▸ **Exercise objective**
Count every line where "page" shows up, and give that number only.
........
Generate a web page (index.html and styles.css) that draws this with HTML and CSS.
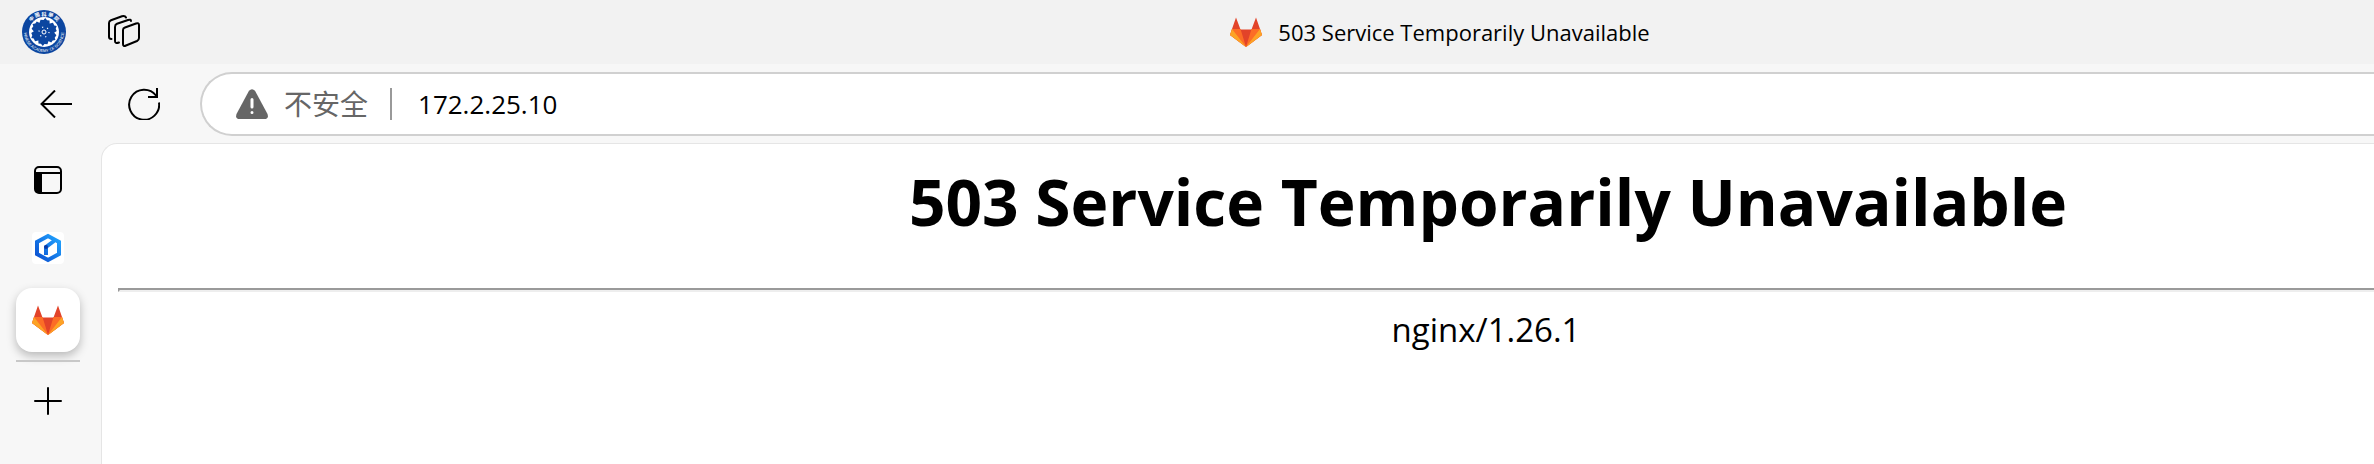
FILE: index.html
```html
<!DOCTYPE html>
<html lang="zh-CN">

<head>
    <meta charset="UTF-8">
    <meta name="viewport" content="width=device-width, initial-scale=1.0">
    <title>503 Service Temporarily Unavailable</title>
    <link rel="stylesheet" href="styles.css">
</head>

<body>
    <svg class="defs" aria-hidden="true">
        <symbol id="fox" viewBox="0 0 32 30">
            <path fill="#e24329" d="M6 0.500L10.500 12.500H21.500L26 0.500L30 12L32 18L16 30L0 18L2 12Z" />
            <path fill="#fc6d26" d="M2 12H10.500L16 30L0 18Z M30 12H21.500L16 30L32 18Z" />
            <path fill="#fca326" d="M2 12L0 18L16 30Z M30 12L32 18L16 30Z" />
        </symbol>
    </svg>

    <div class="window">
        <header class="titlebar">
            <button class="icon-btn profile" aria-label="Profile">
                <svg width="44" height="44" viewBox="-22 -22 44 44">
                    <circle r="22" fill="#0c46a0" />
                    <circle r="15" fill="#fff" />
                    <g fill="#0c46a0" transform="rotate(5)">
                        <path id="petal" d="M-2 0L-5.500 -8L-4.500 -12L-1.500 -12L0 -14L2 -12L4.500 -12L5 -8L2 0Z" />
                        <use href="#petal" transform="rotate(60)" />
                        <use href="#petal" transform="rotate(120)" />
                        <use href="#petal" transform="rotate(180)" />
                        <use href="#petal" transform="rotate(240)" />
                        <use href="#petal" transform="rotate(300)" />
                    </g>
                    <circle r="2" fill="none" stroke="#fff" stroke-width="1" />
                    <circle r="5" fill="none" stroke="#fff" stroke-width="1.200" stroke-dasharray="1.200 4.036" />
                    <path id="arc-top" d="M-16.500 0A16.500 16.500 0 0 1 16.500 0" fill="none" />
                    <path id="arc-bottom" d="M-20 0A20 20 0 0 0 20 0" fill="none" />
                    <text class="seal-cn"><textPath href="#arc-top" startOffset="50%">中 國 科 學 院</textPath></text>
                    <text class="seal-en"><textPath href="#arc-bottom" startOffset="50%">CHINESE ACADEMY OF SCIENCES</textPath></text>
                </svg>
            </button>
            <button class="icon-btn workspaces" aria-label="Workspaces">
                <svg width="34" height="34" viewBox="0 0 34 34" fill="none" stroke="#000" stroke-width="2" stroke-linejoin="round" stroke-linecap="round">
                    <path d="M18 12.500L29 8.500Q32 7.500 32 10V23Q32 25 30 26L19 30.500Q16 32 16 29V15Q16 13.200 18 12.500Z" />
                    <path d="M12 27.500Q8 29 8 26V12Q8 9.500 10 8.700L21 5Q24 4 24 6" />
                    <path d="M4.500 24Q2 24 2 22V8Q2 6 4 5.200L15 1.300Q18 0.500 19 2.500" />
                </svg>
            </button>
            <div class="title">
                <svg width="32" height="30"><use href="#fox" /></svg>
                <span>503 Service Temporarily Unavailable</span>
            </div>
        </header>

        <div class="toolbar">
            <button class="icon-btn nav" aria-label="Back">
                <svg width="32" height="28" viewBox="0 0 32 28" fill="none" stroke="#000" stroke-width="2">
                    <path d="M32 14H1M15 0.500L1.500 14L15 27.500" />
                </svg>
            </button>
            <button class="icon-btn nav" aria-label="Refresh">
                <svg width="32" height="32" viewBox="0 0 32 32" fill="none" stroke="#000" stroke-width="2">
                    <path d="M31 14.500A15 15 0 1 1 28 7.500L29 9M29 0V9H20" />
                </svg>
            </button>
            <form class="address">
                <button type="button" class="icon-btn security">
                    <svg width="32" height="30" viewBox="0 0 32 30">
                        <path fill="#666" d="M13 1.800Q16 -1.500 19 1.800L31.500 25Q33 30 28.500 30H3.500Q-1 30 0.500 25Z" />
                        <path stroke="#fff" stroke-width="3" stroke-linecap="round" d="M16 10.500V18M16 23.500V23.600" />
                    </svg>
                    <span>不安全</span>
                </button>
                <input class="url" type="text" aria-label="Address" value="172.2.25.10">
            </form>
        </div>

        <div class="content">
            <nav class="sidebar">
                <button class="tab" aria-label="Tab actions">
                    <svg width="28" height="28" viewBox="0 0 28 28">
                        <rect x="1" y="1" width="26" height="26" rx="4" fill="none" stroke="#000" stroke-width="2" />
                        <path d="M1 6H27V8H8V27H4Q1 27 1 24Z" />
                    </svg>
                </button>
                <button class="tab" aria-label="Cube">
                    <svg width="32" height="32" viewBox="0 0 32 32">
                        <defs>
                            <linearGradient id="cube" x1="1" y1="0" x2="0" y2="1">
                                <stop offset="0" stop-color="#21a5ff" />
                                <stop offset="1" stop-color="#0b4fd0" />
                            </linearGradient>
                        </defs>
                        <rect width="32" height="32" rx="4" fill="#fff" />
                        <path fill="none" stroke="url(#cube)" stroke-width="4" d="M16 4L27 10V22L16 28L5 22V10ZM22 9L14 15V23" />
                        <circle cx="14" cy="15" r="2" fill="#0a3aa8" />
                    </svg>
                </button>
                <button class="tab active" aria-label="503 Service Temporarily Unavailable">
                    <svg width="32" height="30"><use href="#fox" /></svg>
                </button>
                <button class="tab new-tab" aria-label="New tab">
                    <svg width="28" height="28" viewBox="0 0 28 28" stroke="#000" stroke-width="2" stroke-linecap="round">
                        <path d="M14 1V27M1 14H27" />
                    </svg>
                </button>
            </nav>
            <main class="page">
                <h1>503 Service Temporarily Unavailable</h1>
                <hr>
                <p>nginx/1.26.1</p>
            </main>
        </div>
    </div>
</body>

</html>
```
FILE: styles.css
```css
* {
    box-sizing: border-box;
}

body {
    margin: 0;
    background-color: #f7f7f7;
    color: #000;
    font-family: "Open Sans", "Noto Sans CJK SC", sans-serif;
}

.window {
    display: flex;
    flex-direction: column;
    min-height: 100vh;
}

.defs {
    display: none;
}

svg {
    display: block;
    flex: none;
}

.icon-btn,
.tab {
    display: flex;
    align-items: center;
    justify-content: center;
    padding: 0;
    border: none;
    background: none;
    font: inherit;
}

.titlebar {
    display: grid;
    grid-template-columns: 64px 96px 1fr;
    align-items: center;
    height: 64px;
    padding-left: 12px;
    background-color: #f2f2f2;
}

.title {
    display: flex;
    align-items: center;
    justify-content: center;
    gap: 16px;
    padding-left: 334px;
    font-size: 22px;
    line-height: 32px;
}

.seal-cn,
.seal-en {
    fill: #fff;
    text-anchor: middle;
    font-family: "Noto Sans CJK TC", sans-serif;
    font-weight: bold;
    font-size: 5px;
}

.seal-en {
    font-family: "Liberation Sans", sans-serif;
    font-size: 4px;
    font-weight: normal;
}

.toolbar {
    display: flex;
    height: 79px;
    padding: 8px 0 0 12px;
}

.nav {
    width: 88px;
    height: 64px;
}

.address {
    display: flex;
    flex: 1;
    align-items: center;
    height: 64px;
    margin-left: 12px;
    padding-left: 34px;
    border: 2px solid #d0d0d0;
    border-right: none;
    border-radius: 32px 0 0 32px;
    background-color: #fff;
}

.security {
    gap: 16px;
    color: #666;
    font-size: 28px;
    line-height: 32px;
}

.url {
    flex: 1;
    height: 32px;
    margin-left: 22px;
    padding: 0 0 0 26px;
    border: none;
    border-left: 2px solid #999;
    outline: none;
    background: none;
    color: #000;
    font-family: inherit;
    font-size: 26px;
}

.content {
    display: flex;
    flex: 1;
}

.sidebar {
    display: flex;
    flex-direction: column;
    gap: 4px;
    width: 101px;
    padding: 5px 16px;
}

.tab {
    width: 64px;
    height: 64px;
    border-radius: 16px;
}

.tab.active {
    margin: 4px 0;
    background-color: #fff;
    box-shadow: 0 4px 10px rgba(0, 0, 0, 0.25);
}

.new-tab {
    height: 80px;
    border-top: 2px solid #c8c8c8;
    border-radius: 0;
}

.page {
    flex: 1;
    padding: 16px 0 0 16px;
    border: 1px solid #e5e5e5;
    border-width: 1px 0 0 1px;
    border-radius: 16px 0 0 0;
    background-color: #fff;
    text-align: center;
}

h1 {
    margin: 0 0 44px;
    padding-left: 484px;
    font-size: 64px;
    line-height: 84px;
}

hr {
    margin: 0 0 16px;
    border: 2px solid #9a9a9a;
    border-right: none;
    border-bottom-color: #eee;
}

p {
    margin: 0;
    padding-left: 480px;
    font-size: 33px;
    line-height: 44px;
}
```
........
▸ **Task answer**
3